I was not aware of why I have the acceptance until I experienced those three days. I did not fully understand why this acceptance was a part of me. Being consciously aware and understanding the reason behind the acceptance solidified my perception and validate its truth. It helps me become aware and clarifies what all the disoriented images I have been seeing means. It gives me a point to start to help me unscramble the pictures I have been seeing; to make sense of the story behind them. To make sense of the wisdoms that guide my decisions in life.
Yes, I want things, but I do not need it. I got what I need from watching people who got exactly what I want. Repeatedly, I see it and the priceless lessons I got by mere watching them have it.
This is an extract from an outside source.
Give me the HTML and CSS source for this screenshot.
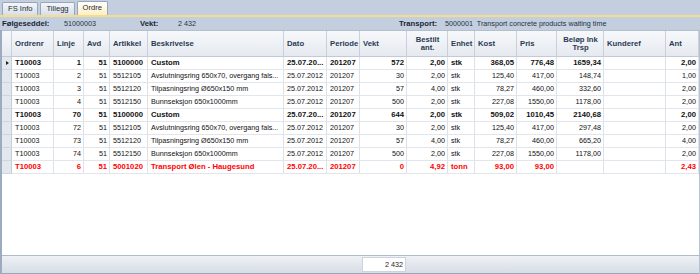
FILE: index.html
```html
<!DOCTYPE html>
<html lang="no">
<head>
    <meta charset="UTF-8">
    <title>Ordre</title>
    <link rel="stylesheet" href="styles.css">
</head>
<body>
    <div class="tabs">
        <div class="tab">FS Info</div>
        <div class="tab">Tillegg</div>
        <div class="tab active">Ordre</div>
    </div>
    <div class="strip"></div>

    <!-- Hode for følgeseddel -->
    <div class="info">
        <span class="lbl w-fs">Følgeseddel:</span>
        <span class="w-nr">51000003</span>
        <span class="lbl w-vekt">Vekt:</span>
        <span class="w-vval">2 432</span>
        <span class="lbl w-tr">Transport:</span>
        <span>5000001&nbsp; Transport concrete products waiting time</span>
    </div>

    <div class="grid">
        <div class="row head">
            <span class="ind"></span>
            <span>Ordrenr</span>
            <span>Linje</span>
            <span>Avd</span>
            <span>Artikkel</span>
            <span>Beskrivelse</span>
            <span>Dato</span>
            <span>Periode</span>
            <span>Vekt</span>
            <span class="two">Bestilt<br>ant.</span>
            <span>Enhet</span>
            <span>Kost</span>
            <span>Pris</span>
            <span class="two">Beløp Ink<br>Trsp</span>
            <span>Kunderef</span>
            <span>Ant</span>
        </div>

        <div class="row bold">
            <span class="ind"><i class="arrow"></i></span>
            <span>T10003</span><span class="r">1</span><span class="r">51</span><span>5100000</span>
            <span>Custom</span><span>25.07.20...</span><span>201207</span><span class="r">572</span>
            <span class="r">2,00</span><span>stk</span><span class="r">368,05</span><span class="r">776,48</span>
            <span class="r">1659,34</span><span></span><span class="r">2,00</span>
        </div>
        <div class="row">
            <span class="ind"></span>
            <span>T10003</span><span class="r">2</span><span class="r">51</span><span>5512105</span>
            <span>Avslutningsring 650x70, overgang fals...</span><span>25.07.2012</span><span>201207</span><span class="r">30</span>
            <span class="r">2,00</span><span>stk</span><span class="r">125,40</span><span class="r">417,00</span>
            <span class="r">148,74</span><span></span><span class="r">1,00</span>
        </div>
        <div class="row">
            <span class="ind"></span>
            <span>T10003</span><span class="r">3</span><span class="r">51</span><span>5512120</span>
            <span>Tilpasningsring Ø650x150 mm</span><span>25.07.2012</span><span>201207</span><span class="r">57</span>
            <span class="r">4,00</span><span>stk</span><span class="r">78,27</span><span class="r">460,00</span>
            <span class="r">332,60</span><span></span><span class="r">2,00</span>
        </div>
        <div class="row">
            <span class="ind"></span>
            <span>T10003</span><span class="r">4</span><span class="r">51</span><span>5512150</span>
            <span>Bunnseksjon 650x1000mm</span><span>25.07.2012</span><span>201207</span><span class="r">500</span>
            <span class="r">2,00</span><span>stk</span><span class="r">227,08</span><span class="r">1550,00</span>
            <span class="r">1178,00</span><span></span><span class="r">2,00</span>
        </div>
        <div class="row bold">
            <span class="ind"></span>
            <span>T10003</span><span class="r">70</span><span class="r">51</span><span>5100000</span>
            <span>Custom</span><span>25.07.20...</span><span>201207</span><span class="r">644</span>
            <span class="r">2,00</span><span>stk</span><span class="r">509,02</span><span class="r">1010,45</span>
            <span class="r">2140,68</span><span></span><span class="r">2,00</span>
        </div>
        <div class="row">
            <span class="ind"></span>
            <span>T10003</span><span class="r">72</span><span class="r">51</span><span>5512105</span>
            <span>Avslutningsring 650x70, overgang fals...</span><span>25.07.2012</span><span>201207</span><span class="r">30</span>
            <span class="r">2,00</span><span>stk</span><span class="r">125,40</span><span class="r">417,00</span>
            <span class="r">297,48</span><span></span><span class="r">2,00</span>
        </div>
        <div class="row">
            <span class="ind"></span>
            <span>T10003</span><span class="r">73</span><span class="r">51</span><span>5512120</span>
            <span>Tilpasningsring Ø650x150 mm</span><span>25.07.2012</span><span>201207</span><span class="r">57</span>
            <span class="r">4,00</span><span>stk</span><span class="r">78,27</span><span class="r">460,00</span>
            <span class="r">665,20</span><span></span><span class="r">4,00</span>
        </div>
        <div class="row">
            <span class="ind"></span>
            <span>T10003</span><span class="r">74</span><span class="r">51</span><span>5512150</span>
            <span>Bunnseksjon 650x1000mm</span><span>25.07.2012</span><span>201207</span><span class="r">500</span>
            <span class="r">2,00</span><span>stk</span><span class="r">227,08</span><span class="r">1550,00</span>
            <span class="r">1178,00</span><span></span><span class="r">2,00</span>
        </div>
        <!-- Transportlinje i rødt -->
        <div class="row bold red">
            <span class="ind"></span>
            <span>T10003</span><span class="r">6</span><span class="r">51</span><span>5001020</span>
            <span>Transport Ølen - Haugesund</span><span>25.07.20...</span><span>201207</span><span class="r">0</span>
            <span class="r">4,92</span><span>tonn</span><span class="r">93,00</span><span class="r">93,00</span>
            <span></span><span></span><span class="r">2,43</span>
        </div>

        <div class="fill"></div>

        <div class="row foot">
            <span class="total">2 432</span>
        </div>
    </div>
</body>
</html>
```

FILE: styles.css
```css
* {
    box-sizing: border-box;
}
body {
    margin: 0;
    width: 700px;
    height: 274px;
    overflow: hidden;
    font-family: "Liberation Sans", Arial, sans-serif;
    font-size: 7.2px;
    color: #111;
    background: #c3cfdf;
}
/* Faner */
.tabs {
    height: 15px;
    display: flex;
    align-items: flex-end;
    gap: 2px;
    padding-left: 2px;
}
.tab {
    height: 13px;
    padding: 0 5px;
    border: 1px solid #97a6ba;
    border-bottom: none;
    border-radius: 2px 2px 0 0;
    background: linear-gradient(#f3f6fa, #d8dfe9);
    line-height: 12px;
    font-size: 7.6px;
    color: #1f2a38;
}
.tab.active {
    height: 14px;
    background: linear-gradient(#ffffff, #fcefc0);
}
.strip {
    height: 2px;
    background: #f5dc8e;
}
/* Info-linje */
.info {
    height: 13px;
    display: flex;
    align-items: center;
    padding-left: 2px;
    color: #25313f;
}
.lbl {
    font-weight: bold;
    font-size: 7.7px;
    color: #1a2636;
}
.w-fs { width: 62px; }
.w-nr { width: 76px; }
.w-vekt { width: 38px; }
.w-vval { width: 221px; }
.w-tr { width: 46px; }
/* Tabell */
.grid {
    height: 244px;
    display: flex;
    flex-direction: column;
    background: #fff;
    border-left: 2px solid #9cabbf;
    border-right: 1px solid #b8c3d2;
}
.row {
    display: grid;
    grid-template-columns: 10px 42px 30px 26px 38px 136px 43px 33px 47px 41px 27px 42px 40px 47px 62px 33px;
    height: 13px;
}
.row > span {
    padding: 0 2px 0 3px;
    border-right: 1px solid #dde2e9;
    border-bottom: 1px solid #e2e6ec;
    line-height: 12px;
    white-space: nowrap;
    overflow: hidden;
}
.row > .r {
    text-align: right;
}
.row > .ind {
    padding: 0;
    background: #e3e8ef;
    border-right: 1px solid #c5cdd9;
    border-bottom: 1px solid #cfd6e0;
    position: relative;
}
.arrow {
    position: absolute;
    left: 4px;
    top: 4px;
    border-left: 3px solid #222;
    border-top: 2px solid transparent;
    border-bottom: 2px solid transparent;
}
.head {
    height: 27px;
    border-top: 1px solid #b4bfce;
    background: linear-gradient(#f6f8fb, #e5e9ef);
}
.row.head > span {
    display: flex;
    align-items: center;
    font-weight: bold;
    font-size: 7.7px;
    color: #2a3b53;
    border-right: 1px solid #c8d0db;
    border-bottom: 1px solid #c1cad6;
    line-height: 8px;
}
.row.head > .two {
    justify-content: center;
    text-align: center;
}
.row.head > .ind {
    background: transparent;
}
.bold {
    font-weight: bold;
    font-size: 7.7px;
}
.red {
    color: #ff0000;
}
.fill {
    flex: 1;
}
/* Bunnlinje med sum */
.row.foot {
    height: 19px;
    padding-top: 1px;
    border-top: 1px solid #afbbcc;
    border-bottom: 1px solid #9aa7b9;
    background: linear-gradient(#eef1f5, #d7dde6);
}
.row.foot > .total {
    grid-column: 9;
    height: 15px;
    margin: 0 1px 0 2px;
    background: #fff;
    border: 1px solid #cdd4de;
    text-align: right;
    line-height: 13px;
    color: #222;
}
```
But do not know how to recognize and cherish the gift for what it truly is — made me realize I do not want to live the rest of my life the way I did those insightful three days. I do not want to be blind and lost to such dark feelings, and only to have those feelings to look forward to in my future.
Life has endless possibilities, both good and bad, to give into despair and wallowing in self-pity — Is pretty pathetic. At least to me, someone born knowing her strength and potential. So, from that day forward, I was determined to beat down anything that try to beat me into such a pathetic stage of existence. Ohhh…how that determination inspired by ego was challenged by my guardians. I was hit harder and harder each time I was tested, but I survived and accept the challenge.
However, in the period of 2012–2014, let just say, I am only human. A confused, disoriented, lost, and conflicted one at that. To be cornered and attacked from all directions of time and space at the same time — surviving was the only thing I could do. Beaten black and blue till an inch of my existence, I surrendered the last of my ego. I gave up. It was too much. I had enough. With no ego left to drive my determination to survive. I thought I had no more strength to fight or endure the beating anymore. I admit defeat.
Then suddenly the beating stopped. I was ready. But ready for what?